---------- Recorded data

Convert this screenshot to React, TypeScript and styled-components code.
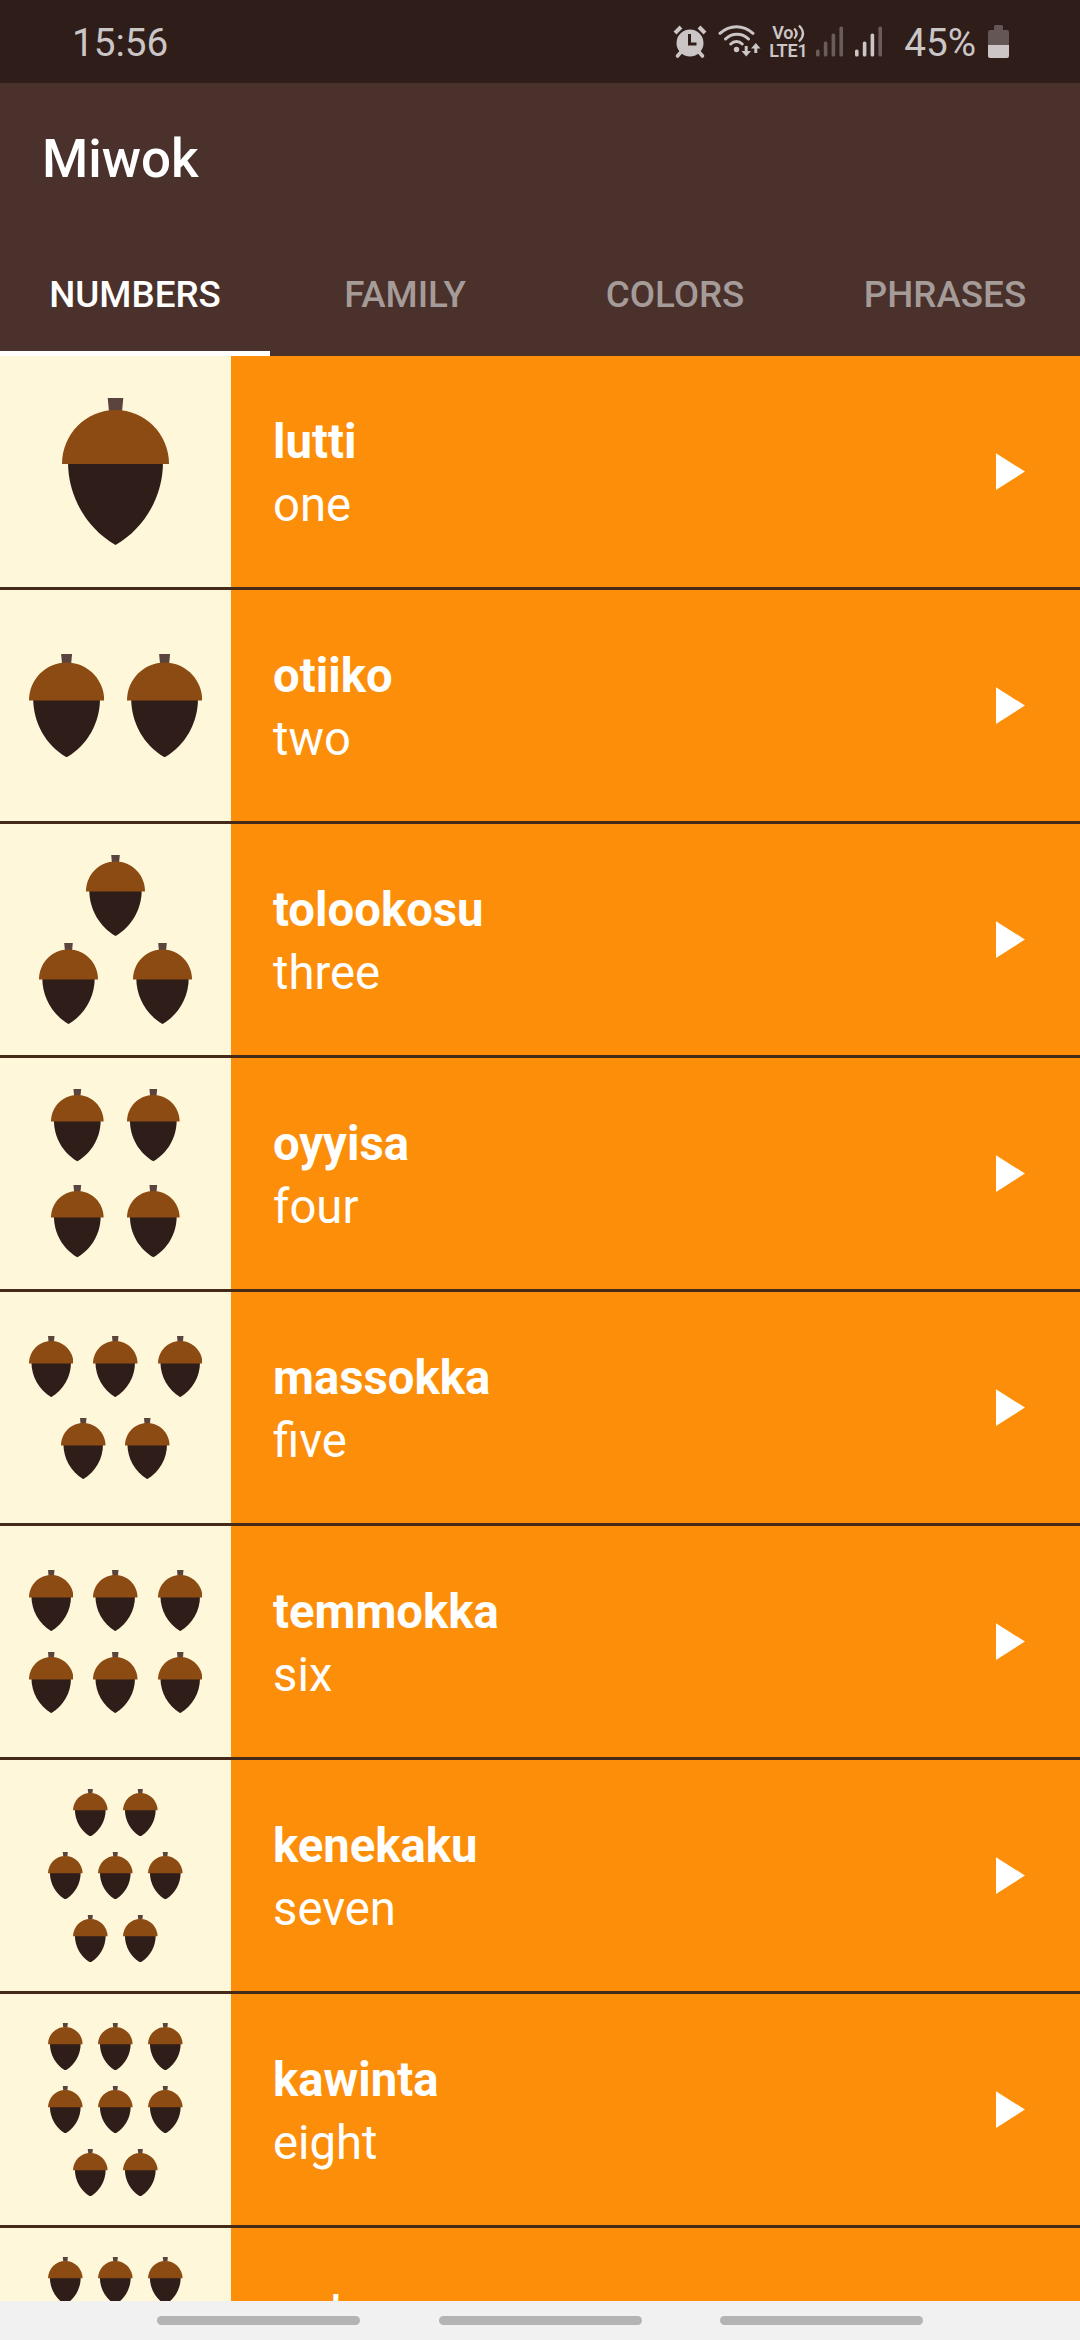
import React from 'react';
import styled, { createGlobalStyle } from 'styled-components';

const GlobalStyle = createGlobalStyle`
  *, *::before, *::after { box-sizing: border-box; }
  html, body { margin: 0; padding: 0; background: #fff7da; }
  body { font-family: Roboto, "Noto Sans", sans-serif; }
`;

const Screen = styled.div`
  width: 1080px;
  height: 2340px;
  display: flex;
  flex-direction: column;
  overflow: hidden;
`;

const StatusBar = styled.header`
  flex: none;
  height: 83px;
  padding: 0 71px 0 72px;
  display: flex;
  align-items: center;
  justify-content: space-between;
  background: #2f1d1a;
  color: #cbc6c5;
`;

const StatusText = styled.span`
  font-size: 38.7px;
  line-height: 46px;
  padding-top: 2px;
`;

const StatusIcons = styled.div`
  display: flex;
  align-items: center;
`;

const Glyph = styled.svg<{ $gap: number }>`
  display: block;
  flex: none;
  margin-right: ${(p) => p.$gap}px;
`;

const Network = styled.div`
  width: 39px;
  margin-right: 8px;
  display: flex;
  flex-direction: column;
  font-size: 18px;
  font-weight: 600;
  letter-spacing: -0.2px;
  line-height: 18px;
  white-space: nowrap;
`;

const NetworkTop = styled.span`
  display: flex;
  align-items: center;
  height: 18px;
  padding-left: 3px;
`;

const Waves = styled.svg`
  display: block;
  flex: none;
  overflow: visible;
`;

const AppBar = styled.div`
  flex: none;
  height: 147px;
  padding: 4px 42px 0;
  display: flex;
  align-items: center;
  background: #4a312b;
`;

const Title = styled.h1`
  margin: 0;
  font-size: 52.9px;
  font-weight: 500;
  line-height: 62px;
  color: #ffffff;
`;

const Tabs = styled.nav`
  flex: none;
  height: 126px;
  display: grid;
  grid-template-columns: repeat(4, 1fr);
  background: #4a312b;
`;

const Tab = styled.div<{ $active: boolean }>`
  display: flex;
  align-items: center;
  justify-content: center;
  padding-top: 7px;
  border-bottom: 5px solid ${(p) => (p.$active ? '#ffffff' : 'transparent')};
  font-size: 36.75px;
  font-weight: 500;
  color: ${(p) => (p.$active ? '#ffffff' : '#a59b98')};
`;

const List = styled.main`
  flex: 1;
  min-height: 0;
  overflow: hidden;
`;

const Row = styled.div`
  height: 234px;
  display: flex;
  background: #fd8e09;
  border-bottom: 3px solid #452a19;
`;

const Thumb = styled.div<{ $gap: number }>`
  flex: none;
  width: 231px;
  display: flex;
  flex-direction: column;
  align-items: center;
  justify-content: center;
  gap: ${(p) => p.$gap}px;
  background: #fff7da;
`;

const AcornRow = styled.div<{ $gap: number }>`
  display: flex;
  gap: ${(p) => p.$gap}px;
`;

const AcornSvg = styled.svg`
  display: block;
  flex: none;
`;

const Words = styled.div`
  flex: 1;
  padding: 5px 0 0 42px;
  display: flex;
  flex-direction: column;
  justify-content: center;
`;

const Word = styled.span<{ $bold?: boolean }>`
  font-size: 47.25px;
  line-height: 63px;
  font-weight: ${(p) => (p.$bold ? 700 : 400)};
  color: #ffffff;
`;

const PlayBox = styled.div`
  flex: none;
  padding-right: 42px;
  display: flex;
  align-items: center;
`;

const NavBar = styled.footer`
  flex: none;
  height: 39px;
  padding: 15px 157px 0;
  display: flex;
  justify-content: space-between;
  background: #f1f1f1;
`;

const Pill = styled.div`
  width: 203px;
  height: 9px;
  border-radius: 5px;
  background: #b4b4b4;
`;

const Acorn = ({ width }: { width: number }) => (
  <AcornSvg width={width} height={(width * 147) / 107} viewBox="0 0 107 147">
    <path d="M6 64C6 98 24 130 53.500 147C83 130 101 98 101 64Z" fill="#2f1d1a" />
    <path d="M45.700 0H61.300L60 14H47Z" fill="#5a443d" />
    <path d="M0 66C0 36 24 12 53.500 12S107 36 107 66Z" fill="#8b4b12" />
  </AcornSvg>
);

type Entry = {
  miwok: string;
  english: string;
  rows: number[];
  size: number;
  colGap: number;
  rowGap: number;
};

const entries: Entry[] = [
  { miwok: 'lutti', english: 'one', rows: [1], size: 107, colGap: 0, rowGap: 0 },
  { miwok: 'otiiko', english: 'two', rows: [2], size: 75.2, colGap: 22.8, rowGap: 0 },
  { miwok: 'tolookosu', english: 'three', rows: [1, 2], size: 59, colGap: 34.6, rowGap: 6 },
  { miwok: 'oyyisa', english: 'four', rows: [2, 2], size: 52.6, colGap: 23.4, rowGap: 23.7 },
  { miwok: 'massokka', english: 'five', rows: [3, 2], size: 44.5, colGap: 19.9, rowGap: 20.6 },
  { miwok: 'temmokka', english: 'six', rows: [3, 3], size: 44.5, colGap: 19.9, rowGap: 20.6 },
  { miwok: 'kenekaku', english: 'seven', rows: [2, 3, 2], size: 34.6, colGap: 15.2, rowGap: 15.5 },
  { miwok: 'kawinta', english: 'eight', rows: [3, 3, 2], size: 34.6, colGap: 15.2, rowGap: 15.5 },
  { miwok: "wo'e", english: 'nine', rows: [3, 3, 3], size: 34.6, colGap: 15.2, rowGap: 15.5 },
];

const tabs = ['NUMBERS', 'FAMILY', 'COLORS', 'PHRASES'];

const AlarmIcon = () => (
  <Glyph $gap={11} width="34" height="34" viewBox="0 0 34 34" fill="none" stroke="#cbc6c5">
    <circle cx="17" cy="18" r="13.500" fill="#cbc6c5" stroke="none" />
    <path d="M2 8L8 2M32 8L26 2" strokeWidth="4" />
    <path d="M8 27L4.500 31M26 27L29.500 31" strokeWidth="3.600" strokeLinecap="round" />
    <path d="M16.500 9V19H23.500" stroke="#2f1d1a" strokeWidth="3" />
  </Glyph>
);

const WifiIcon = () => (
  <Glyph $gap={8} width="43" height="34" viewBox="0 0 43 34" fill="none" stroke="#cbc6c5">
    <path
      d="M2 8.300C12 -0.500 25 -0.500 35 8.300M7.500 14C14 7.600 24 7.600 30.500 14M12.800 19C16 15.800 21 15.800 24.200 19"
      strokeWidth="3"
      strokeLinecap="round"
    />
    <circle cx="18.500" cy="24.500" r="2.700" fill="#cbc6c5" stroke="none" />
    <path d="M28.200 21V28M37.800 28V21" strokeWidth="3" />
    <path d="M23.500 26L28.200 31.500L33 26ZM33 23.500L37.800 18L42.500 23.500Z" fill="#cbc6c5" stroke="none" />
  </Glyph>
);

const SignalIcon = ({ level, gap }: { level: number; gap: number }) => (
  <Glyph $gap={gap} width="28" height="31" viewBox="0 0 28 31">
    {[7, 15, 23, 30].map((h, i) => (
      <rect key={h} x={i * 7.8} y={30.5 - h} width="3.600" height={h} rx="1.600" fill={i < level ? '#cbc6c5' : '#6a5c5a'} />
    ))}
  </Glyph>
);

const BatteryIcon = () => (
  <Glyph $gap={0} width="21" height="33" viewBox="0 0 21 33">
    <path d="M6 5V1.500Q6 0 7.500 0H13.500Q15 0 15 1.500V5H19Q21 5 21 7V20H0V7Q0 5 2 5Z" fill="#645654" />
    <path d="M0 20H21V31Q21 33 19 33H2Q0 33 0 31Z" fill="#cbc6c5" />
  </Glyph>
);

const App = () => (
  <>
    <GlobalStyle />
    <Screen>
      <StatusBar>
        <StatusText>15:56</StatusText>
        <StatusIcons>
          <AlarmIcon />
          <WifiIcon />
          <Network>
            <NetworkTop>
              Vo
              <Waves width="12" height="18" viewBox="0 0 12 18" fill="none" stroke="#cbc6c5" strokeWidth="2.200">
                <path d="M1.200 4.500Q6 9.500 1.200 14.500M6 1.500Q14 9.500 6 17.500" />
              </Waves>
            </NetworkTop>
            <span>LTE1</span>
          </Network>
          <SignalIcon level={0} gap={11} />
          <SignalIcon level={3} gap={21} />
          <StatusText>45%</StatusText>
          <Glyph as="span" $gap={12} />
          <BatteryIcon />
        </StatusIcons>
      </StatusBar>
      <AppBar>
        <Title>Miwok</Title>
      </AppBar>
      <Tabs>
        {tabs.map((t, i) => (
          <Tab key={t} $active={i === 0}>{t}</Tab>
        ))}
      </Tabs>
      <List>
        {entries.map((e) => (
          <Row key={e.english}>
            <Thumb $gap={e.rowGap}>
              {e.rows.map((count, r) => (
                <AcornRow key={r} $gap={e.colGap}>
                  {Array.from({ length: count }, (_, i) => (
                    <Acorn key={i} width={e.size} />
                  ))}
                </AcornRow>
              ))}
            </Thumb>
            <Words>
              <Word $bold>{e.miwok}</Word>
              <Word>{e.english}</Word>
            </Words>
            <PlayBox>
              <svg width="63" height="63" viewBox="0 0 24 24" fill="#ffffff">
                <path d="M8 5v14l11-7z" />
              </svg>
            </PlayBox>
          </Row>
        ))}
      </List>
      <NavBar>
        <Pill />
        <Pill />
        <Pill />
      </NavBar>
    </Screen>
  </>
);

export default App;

--------------------

* Problem to work on:
What is the number of lines in the data holding the word "components"? Reply with that number only.

* Result:
2